Brent futures were up over half a percent at $62.49 a barrel. U.S. crude added half a percent to $55.91.
The MSCI world equity index, which tracks shares in 47 countries was 0.1 percent lower.
European shares turned flat after falling in early deals on weaker trading in Asia and earnings disappointments. The pan-European STOXX 600 was 0.1 percent lower by 1202 GMT. Saudi Arabia's own stock market fell over 1.5 percent.
Shares in French hotel group Accor fell as much as 1.7 percent at the open, the biggest of the CAC 40 fallers, after its third biggest shareholder Prince Alwaleed bin Talal was arrested in the Saudi Arabian crackdown.

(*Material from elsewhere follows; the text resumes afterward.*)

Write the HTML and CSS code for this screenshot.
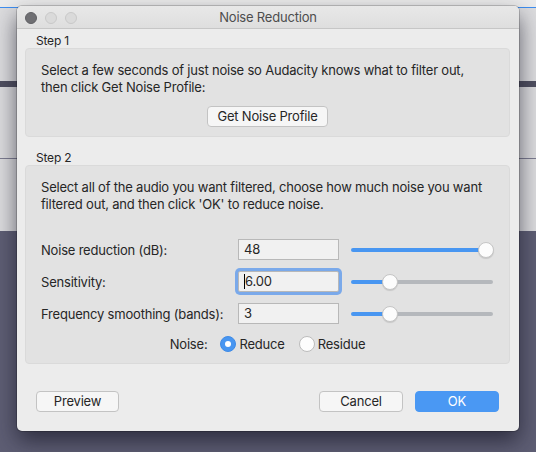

Prince Alwaleed, a nephew of the king and owner of investment firm Kingdom Holding, invests in firms such as Citigroup and Twitter. He was among 11 princes, four ministers and tens of former ministers detained, three senior officials told Reuters on Sunday.
"MbS's (Mohammed bin Salman's) accumulation of power runs the risk of prompting the Kingdom to shift further away from consensus-based policymaking, ruffling more feathers within the royal family as well as those closely tied to it," said Jason Tuvey, Middle East economist at Capital Economics.
"The big risk here is of a backlash against MbS from these elites that undermines his authority and raises the Saudi risk premium."
Prince Mohammed's reforms include a plan to list parts of giant state-owned oil company Saudi Aramco next year, and a higher oil prices is seen as beneficial for the market capitalisation of the future listed company.
Earlier in Asia, MSCI's broadest index of Asia-Pacific shares outside Japan slipped 0.2 percent to drift away from Friday's top of 557.9, the highest since November 2007.
South Korea's KOSPI, which hit a record high last week, skidded 0.6 percent early on before paring losses to 0.3 percent. Hong Kong's Hang Seng Index fell 0.2 percent. The Hong Kong China Enterprises Index lost 0.9 percent.
Japan's Nikkei eked out a small gain to hover around a 21-year peak.
CURRENCIES TIGHT
The dollar was little changed after investors took profits on its best weekly performance this year, with wariness about the status of the U.S. economy and tax reform plans setting the tone.
It briefly popped to a eight-month high against
the Japanese yen in Asian trades but, with last week's U.S. jobs data having been relatively underwhelming, London-based traders were a bit more cautious.
Investors were, however, wary of selling the greenback aggressively with the passage of the U.S. tax bill due this week.
Facing pockets of discontent in their own Republican ranks, tax negotiators in the U.S. House of Representatives will seek to bridge differences over their far-reaching tax bill and stick to a self-imposed deadline of passage this month.
The index that measures the greenback against a basket of currencies was less than 0.1 percent lower in European trading. Sentiment towards the greenback was still positive with leveraged funds paring bearish bets to be net long for the first time since late July.
"There is some ongoing adjustment in market expectations on the dollar's outlook on the progress of the U.S. tax bill and on the ongoing Saudi situation but market moves have been in narrow ranges," said Alberto Gallo, head of macro strategies at Algebris Investments in London.
The spread between two-year and 10-year U.S. yields was at the narrowest in more than a decade.
The euro fell 0.1 percent to $1.15960.
Investors' sentiment towards Germany rose to an all-time high in November as the euro zone's largest economy led a global economic boom, research group Sentix said. Broader indexes for the euro zone and the global economy hit 10-year highs.
Spot gold was steady at $1,271.50 an ounce.